Tuesday 29 November 2011

A day in parliament

Posted by Tania Kindersley.

Goodness, I am an old lady. Two lunches and one dinner in London and I am a wreck. (That reminds me, I must take my iron tonic.)

There are so many things I want to tell you, but I cannot fit them all into one post. Perhaps just one parliamentary sketch.

Those of you who read regularly will know I am a politics geek. Luckily, one of my very old friends, one of the ones who goes back 26 years, recently became a politician. He is known in these pages as the Political Operative; he has been a councillor, started a think tank, and now is on the back benches. He is very tall and very clever and I love him.

We were fixing up a lunch when the possibility arose of a ticket to the Chancellor’s Autumn Statement. To most people, this would be a form of punishment; to me, it is like going backstage at The Rolling Stones. I am not sure I could have been more excited by any other invitation. I hung, on tenterhooks, wondering if such a miracle might be possible. Eventually, the confirming text came.

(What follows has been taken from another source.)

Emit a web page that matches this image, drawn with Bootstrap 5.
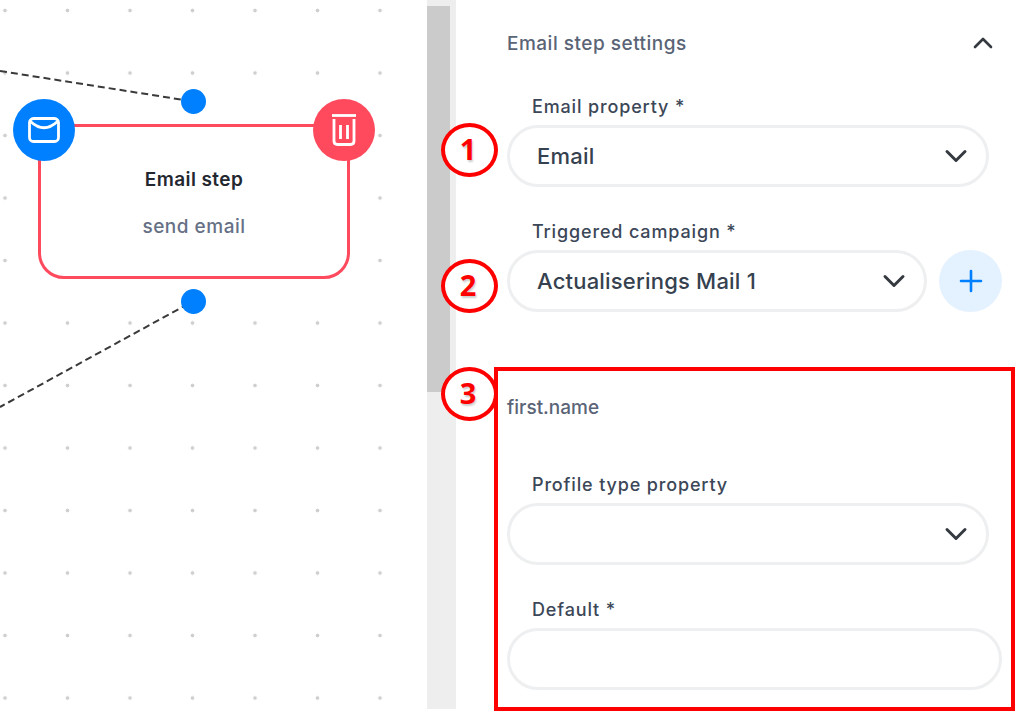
<!DOCTYPE html>
<html lang="en">
<head>
  <meta charset="UTF-8" />
  <title>Email step settings</title>
  <link href="https://cdn.jsdelivr.net/npm/bootstrap@5.3.0/dist/css/bootstrap.min.css" rel="stylesheet" />
  <style>
    html, body { height: 712px; overflow: hidden; background: #fff; }
    body { font-family: Inter, "Noto Sans", sans-serif; color: #3c4758; }

    .canvas-area {
      position: relative;
      width: 427px;
      height: 712px;
      overflow: hidden;
      background-image: radial-gradient(circle at center, #cfcfcf 0, #cfcfcf 1.6px, transparent 2.2px);
      background-size: 62.5px 62.5px;
      background-position: -26.25px -20.75px;
    }
    .links { position: absolute; left: 0; top: 0; }
    .step-box {
      position: absolute;
      left: 38px; top: 124px;
      width: 312px; height: 155px;
      border: 3px solid #ff4a5e;
      border-radius: 4px 4px 26px 26px;
      background: #fff;
      padding-top: 41px;
    }
    .step-title { font-size: 19px; font-weight: 600; line-height: 24px; letter-spacing: .4px; color: #23272f; }
    .step-sub { font-size: 19px; font-weight: 500; line-height: 24px; letter-spacing: .5px; color: #667085; margin-top: 23px; }
    .round-btn {
      position: absolute;
      top: 99px;
      width: 62px; height: 62px;
      border-radius: 50%;
    }
    .round-mail { left: 13px; background: #0080ff; }
    .round-trash { left: 313px; background: #ff4a5e; }
    .port {
      position: absolute;
      left: 181px;
      width: 25px; height: 25px;
      border-radius: 50%;
      background: #0080ff;
    }
    .port-top { top: 88.5px; }
    .port-bottom { top: 288.5px; }

    .scroll-track { width: 29px; height: 709px; background: #eeeeee; padding-top: 6px; flex: none; }
    .scroll-thumb { width: 23px; height: 386px; background: #cbcbcb; }

    .side-panel { width: 569px; padding: 29px 0 0 51px; flex: none; }
    .panel-head { width: 494px; height: 30px; }
    .panel-title { font-size: 19px; font-weight: 500; line-height: 30px; letter-spacing: .5px; color: #5a6476; }
    .panel-caret { margin-right: 7px; margin-top: -2px; }
    .first-field { margin-top: 38px; }
    .field-label { font-size: 18px; font-weight: 500; line-height: 20px; letter-spacing: .85px; margin: 0 0 8px 25px; color: #3c4758; display: block; }
    .form-select.pill-input, .form-control.pill-input {
      height: 62px;
      border: 3px solid #eeeff1;
      border-radius: 31px;
      padding: 0 60px 0 27px;
      font-size: 22px;
      font-weight: 500;
      letter-spacing: .2px;
      color: #36414f;
      box-shadow: none;
    }
    .form-select.pill-input { background-size: 24px 24px; background-position: right 18px center; }
    .form-control.pill-input { padding-right: 27px; }
    .w-short { width: 482px; }
    .w-shorter { width: 420px; }
    .w-full { width: 495px; }
    .field-gap { margin-top: 35px; }
    .add-btn {
      width: 63px; height: 62px;
      border-radius: 50%;
      background: #e4f1fe;
      border: 0;
      padding: 0;
      margin-left: 12px;
    }
    .sub-title { font-size: 19px; font-weight: 500; line-height: 24px; color: #5a6476; margin-top: 84px; }
    .sub-gap { margin-top: 55px; }

    /* annotations drawn over the screenshot */
    .mark-ring {
      position: absolute;
      left: 441px;
      width: 57px; height: 54px;
      border: 4px solid #f00;
      border-radius: 50%;
      background: #fff;
      color: #f00;
      font-family: "Open Sans", sans-serif;
      font-weight: 700;
      font-size: 29px;
      line-height: 44px;
      text-align: center;
      padding-right: 3px;
      text-shadow: 1px 2px 2px rgba(0,0,0,.2);
    }
    .ring-one { top: 123px; }
    .ring-two { top: 259px; }
    .ring-three { top: 367px; }
    .mark-box {
      position: absolute;
      left: 494px; top: 367px;
      width: 521px; height: 344px;
      border: 4px solid #f00;
      pointer-events: none;
    }
  </style>
</head>
<body>
  <div class="d-flex position-relative">
    <div class="canvas-area flex-shrink-0">
      <svg class="links" width="427" height="712" fill="none" stroke="#3a3a3a" stroke-width="2" stroke-dasharray="7 4">
        <path d="M0 71 L184 100" />
        <path d="M188 304 L0 407" />
      </svg>
      <div class="step-box text-center">
        <div class="step-title">Email step</div>
        <div class="step-sub">send email</div>
      </div>
      <div class="port port-top"></div>
      <div class="port port-bottom"></div>
      <div class="round-btn round-mail d-flex align-items-center justify-content-center">
        <svg width="32" height="26" viewBox="0 0 32 26" fill="none" stroke="#fff" stroke-width="2.8" stroke-linecap="round" stroke-linejoin="round">
          <rect x="1.5" y="1.5" width="29" height="23" rx="4" />
          <path d="M2.5 4.5 Q16 17 29.5 4.5" />
        </svg>
      </div>
      <div class="round-btn round-trash d-flex align-items-center justify-content-center">
        <svg width="26" height="32" viewBox="0 0 26 32" fill="none" stroke="#fff" stroke-width="2.8">
          <path d="M1 1.5 H25" />
          <path d="M3 5 V27 Q3 30.5 6.5 30.5 H19.5 Q23 30.5 23 27 V5" />
          <path d="M9.5 11 V25 M16.5 11 V25" />
        </svg>
      </div>
    </div>

    <div class="scroll-track"><div class="scroll-thumb"></div></div>

    <div class="side-panel">
      <div class="panel-head d-flex justify-content-between align-items-center">
        <span class="panel-title">Email step settings</span>
        <svg class="panel-caret" width="22" height="14" viewBox="0 0 22 14" fill="none" stroke="#343a40" stroke-width="2.6" stroke-linecap="round" stroke-linejoin="round">
          <path d="M3 11 L11 3 L19 11" />
        </svg>
      </div>

      <div class="first-field">
        <label class="field-label">Email property *</label>
        <select class="form-select pill-input w-short"><option>Email</option></select>
      </div>

      <div class="field-gap">
        <label class="field-label">Triggered campaign *</label>
        <div class="d-flex">
          <select class="form-select pill-input w-shorter"><option>Actualiserings Mail 1</option></select>
          <button class="add-btn d-flex align-items-center justify-content-center" type="button">
            <svg width="24" height="24" viewBox="0 0 24 24" fill="none" stroke="#0080ff" stroke-width="2.6" stroke-linecap="round">
              <path d="M12 2 V22 M2 12 H22" />
            </svg>
          </button>
        </div>
      </div>

      <div class="sub-title">first.name</div>

      <div class="sub-gap">
        <label class="field-label">Profile type property</label>
        <select class="form-select pill-input w-short"><option></option></select>
      </div>

      <div class="field-gap">
        <label class="field-label">Default *</label>
        <input class="form-control pill-input w-full" type="text" />
      </div>
    </div>

    <div class="mark-ring ring-one">1</div>
    <div class="mark-ring ring-two">2</div>
    <div class="mark-ring ring-three">3</div>
    <div class="mark-box"></div>
  </div>
  <script src="https://cdn.jsdelivr.net/npm/bootstrap@5.3.0/dist/js/bootstrap.bundle.min.js"></script>
</body>
</html>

I was in.


I was so thrilled, I dashed out to buy a special pair of House of Commons boots. I rang my mother: ‘I decided,’ I said, ‘that the suede shoes with the pom poms that cost fourteen pounds from Dorothy Perkins in Cirencester would just not cut it, in the House.’

‘No,’ she said gravely. ‘They certainly would not.’

‘And I do need some winter boots,’ I said. (This is empirically correct.) ‘And,’ I said, ‘I’m doing my bit to keep the economy going.’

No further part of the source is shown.